Exactly repeat the material, dropping only the pictures.
★ ★ ★ ★ ★
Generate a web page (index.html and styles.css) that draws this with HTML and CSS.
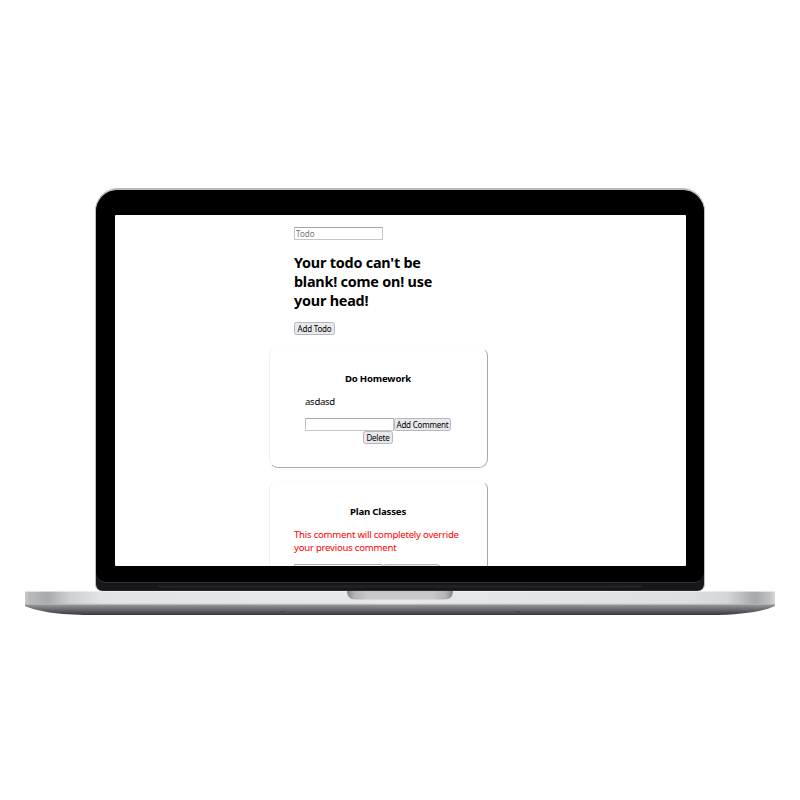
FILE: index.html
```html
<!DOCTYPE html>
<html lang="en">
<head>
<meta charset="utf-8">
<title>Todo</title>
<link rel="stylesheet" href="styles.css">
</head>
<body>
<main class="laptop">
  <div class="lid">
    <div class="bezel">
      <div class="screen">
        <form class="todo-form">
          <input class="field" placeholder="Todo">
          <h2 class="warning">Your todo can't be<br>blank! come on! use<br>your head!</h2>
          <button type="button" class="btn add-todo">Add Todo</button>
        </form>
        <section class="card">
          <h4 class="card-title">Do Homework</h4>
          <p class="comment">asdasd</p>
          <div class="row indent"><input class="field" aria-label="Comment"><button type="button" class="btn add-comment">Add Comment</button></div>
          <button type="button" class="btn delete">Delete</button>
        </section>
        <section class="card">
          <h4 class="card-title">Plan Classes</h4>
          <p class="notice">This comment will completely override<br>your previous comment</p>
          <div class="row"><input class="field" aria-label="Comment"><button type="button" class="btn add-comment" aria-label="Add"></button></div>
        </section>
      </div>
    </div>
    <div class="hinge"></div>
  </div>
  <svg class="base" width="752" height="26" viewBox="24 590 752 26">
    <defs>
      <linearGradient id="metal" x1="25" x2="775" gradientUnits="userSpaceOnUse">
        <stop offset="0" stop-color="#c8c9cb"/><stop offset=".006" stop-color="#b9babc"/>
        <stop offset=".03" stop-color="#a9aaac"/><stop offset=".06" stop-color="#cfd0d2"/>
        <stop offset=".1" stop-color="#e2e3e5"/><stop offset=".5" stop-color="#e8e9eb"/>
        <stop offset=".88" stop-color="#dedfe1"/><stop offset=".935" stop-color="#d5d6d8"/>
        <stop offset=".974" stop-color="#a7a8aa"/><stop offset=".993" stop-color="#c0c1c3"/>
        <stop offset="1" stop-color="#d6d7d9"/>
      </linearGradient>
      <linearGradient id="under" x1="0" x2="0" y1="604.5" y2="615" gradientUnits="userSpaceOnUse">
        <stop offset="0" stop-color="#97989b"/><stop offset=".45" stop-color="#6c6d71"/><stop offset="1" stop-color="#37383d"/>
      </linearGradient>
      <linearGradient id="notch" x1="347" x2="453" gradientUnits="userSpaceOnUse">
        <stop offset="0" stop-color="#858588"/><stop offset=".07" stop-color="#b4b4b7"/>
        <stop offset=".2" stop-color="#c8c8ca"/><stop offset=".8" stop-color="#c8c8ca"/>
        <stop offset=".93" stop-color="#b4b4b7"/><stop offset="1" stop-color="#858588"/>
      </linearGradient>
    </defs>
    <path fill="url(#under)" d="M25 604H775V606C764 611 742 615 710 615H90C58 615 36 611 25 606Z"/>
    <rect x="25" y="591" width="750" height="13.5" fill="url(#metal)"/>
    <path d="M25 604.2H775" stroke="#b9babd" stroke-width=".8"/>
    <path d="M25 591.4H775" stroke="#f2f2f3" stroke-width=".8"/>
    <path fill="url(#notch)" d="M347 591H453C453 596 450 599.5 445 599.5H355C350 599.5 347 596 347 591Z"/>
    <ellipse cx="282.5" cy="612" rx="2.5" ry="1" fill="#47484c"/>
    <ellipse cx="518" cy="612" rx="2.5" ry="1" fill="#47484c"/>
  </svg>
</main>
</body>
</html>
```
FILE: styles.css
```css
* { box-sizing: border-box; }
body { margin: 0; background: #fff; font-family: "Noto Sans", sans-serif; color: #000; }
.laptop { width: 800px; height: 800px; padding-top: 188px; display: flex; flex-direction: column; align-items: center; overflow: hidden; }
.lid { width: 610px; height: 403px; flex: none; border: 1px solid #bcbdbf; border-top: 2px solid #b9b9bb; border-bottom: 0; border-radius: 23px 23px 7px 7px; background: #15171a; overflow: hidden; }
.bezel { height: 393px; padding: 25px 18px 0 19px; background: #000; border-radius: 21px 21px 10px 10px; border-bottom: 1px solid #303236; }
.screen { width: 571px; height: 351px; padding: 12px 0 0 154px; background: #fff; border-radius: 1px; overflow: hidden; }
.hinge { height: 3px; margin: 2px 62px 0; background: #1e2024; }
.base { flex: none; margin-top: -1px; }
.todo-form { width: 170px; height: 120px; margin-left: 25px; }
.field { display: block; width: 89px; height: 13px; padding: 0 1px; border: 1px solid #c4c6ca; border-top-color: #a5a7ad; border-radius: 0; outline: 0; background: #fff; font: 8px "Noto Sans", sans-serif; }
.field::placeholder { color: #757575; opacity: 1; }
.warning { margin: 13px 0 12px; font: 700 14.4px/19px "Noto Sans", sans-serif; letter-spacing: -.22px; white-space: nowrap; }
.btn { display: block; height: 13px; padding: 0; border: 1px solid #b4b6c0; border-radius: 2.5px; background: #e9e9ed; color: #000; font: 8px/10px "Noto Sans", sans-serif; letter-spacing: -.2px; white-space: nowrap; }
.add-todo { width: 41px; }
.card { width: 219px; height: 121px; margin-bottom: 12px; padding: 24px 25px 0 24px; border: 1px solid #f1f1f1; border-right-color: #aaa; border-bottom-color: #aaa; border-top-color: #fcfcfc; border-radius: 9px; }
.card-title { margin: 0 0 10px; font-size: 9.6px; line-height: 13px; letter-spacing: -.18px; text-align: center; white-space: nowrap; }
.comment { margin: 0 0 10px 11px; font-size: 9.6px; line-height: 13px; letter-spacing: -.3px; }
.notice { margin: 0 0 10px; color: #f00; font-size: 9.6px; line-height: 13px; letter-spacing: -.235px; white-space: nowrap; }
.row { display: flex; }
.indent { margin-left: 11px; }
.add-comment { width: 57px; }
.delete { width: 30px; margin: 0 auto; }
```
★ ★ ★ ★ ★
- Task output
Generate a web page (index.html and styles.css) that draws this with HTML and CSS.
FILE: index.html
```html
<!DOCTYPE html>
<html lang="en">
<head>
<meta charset="utf-8">
<title>Todo</title>
<link rel="stylesheet" href="styles.css">
</head>
<body>
<main class="laptop">
  <div class="lid">
    <div class="bezel">
      <div class="screen">
        <form class="todo-form">
          <input class="field" placeholder="Todo">
          <h2 class="warning">Your todo can't be<br>blank! come on! use<br>your head!</h2>
          <button type="button" class="btn add-todo">Add Todo</button>
        </form>
        <section class="card">
          <h4 class="card-title">Do Homework</h4>
          <p class="comment">asdasd</p>
          <div class="row indent"><input class="field" aria-label="Comment"><button type="button" class="btn add-comment">Add Comment</button></div>
          <button type="button" class="btn delete">Delete</button>
        </section>
        <section class="card">
          <h4 class="card-title">Plan Classes</h4>
          <p class="notice">This comment will completely override<br>your previous comment</p>
          <div class="row"><input class="field" aria-label="Comment"><button type="button" class="btn add-comment" aria-label="Add"></button></div>
        </section>
      </div>
    </div>
    <div class="hinge"></div>
  </div>
  <svg class="base" width="752" height="26" viewBox="24 590 752 26">
    <defs>
      <linearGradient id="metal" x1="25" x2="775" gradientUnits="userSpaceOnUse">
        <stop offset="0" stop-color="#c8c9cb"/><stop offset=".006" stop-color="#b9babc"/>
        <stop offset=".03" stop-color="#a9aaac"/><stop offset=".06" stop-color="#cfd0d2"/>
        <stop offset=".1" stop-color="#e2e3e5"/><stop offset=".5" stop-color="#e8e9eb"/>
        <stop offset=".88" stop-color="#dedfe1"/><stop offset=".935" stop-color="#d5d6d8"/>
        <stop offset=".974" stop-color="#a7a8aa"/><stop offset=".993" stop-color="#c0c1c3"/>
        <stop offset="1" stop-color="#d6d7d9"/>
      </linearGradient>
      <linearGradient id="under" x1="0" x2="0" y1="604.5" y2="615" gradientUnits="userSpaceOnUse">
        <stop offset="0" stop-color="#97989b"/><stop offset=".45" stop-color="#6c6d71"/><stop offset="1" stop-color="#37383d"/>
      </linearGradient>
      <linearGradient id="notch" x1="347" x2="453" gradientUnits="userSpaceOnUse">
        <stop offset="0" stop-color="#858588"/><stop offset=".07" stop-color="#b4b4b7"/>
        <stop offset=".2" stop-color="#c8c8ca"/><stop offset=".8" stop-color="#c8c8ca"/>
        <stop offset=".93" stop-color="#b4b4b7"/><stop offset="1" stop-color="#858588"/>
      </linearGradient>
    </defs>
    <path fill="url(#under)" d="M25 604H775V606C764 611 742 615 710 615H90C58 615 36 611 25 606Z"/>
    <rect x="25" y="591" width="750" height="13.5" fill="url(#metal)"/>
    <path d="M25 604.2H775" stroke="#b9babd" stroke-width=".8"/>
    <path d="M25 591.4H775" stroke="#f2f2f3" stroke-width=".8"/>
    <path fill="url(#notch)" d="M347 591H453C453 596 450 599.5 445 599.5H355C350 599.5 347 596 347 591Z"/>
    <ellipse cx="282.5" cy="612" rx="2.5" ry="1" fill="#47484c"/>
    <ellipse cx="518" cy="612" rx="2.5" ry="1" fill="#47484c"/>
  </svg>
</main>
</body>
</html>
```
FILE: styles.css
```css
* { box-sizing: border-box; }
body { margin: 0; background: #fff; font-family: "Noto Sans", sans-serif; color: #000; }
.laptop { width: 800px; height: 800px; padding-top: 188px; display: flex; flex-direction: column; align-items: center; overflow: hidden; }
.lid { width: 610px; height: 403px; flex: none; border: 1px solid #bcbdbf; border-top: 2px solid #b9b9bb; border-bottom: 0; border-radius: 23px 23px 7px 7px; background: #15171a; overflow: hidden; }
.bezel { height: 393px; padding: 25px 18px 0 19px; background: #000; border-radius: 21px 21px 10px 10px; border-bottom: 1px solid #303236; }
.screen { width: 571px; height: 351px; padding: 12px 0 0 154px; background: #fff; border-radius: 1px; overflow: hidden; }
.hinge { height: 3px; margin: 2px 62px 0; background: #1e2024; }
.base { flex: none; margin-top: -1px; }
.todo-form { width: 170px; height: 120px; margin-left: 25px; }
.field { display: block; width: 89px; height: 13px; padding: 0 1px; border: 1px solid #c4c6ca; border-top-color: #a5a7ad; border-radius: 0; outline: 0; background: #fff; font: 8px "Noto Sans", sans-serif; }
.field::placeholder { color: #757575; opacity: 1; }
.warning { margin: 13px 0 12px; font: 700 14.4px/19px "Noto Sans", sans-serif; letter-spacing: -.22px; white-space: nowrap; }
.btn { display: block; height: 13px; padding: 0; border: 1px solid #b4b6c0; border-radius: 2.5px; background: #e9e9ed; color: #000; font: 8px/10px "Noto Sans", sans-serif; letter-spacing: -.2px; white-space: nowrap; }
.add-todo { width: 41px; }
.card { width: 219px; height: 121px; margin-bottom: 12px; padding: 24px 25px 0 24px; border: 1px solid #f1f1f1; border-right-color: #aaa; border-bottom-color: #aaa; border-top-color: #fcfcfc; border-radius: 9px; }
.card-title { margin: 0 0 10px; font-size: 9.6px; line-height: 13px; letter-spacing: -.18px; text-align: center; white-space: nowrap; }
.comment { margin: 0 0 10px 11px; font-size: 9.6px; line-height: 13px; letter-spacing: -.3px; }
.notice { margin: 0 0 10px; color: #f00; font-size: 9.6px; line-height: 13px; letter-spacing: -.235px; white-space: nowrap; }
.row { display: flex; }
.indent { margin-left: 11px; }
.add-comment { width: 57px; }
.delete { width: 30px; margin: 0 auto; }
```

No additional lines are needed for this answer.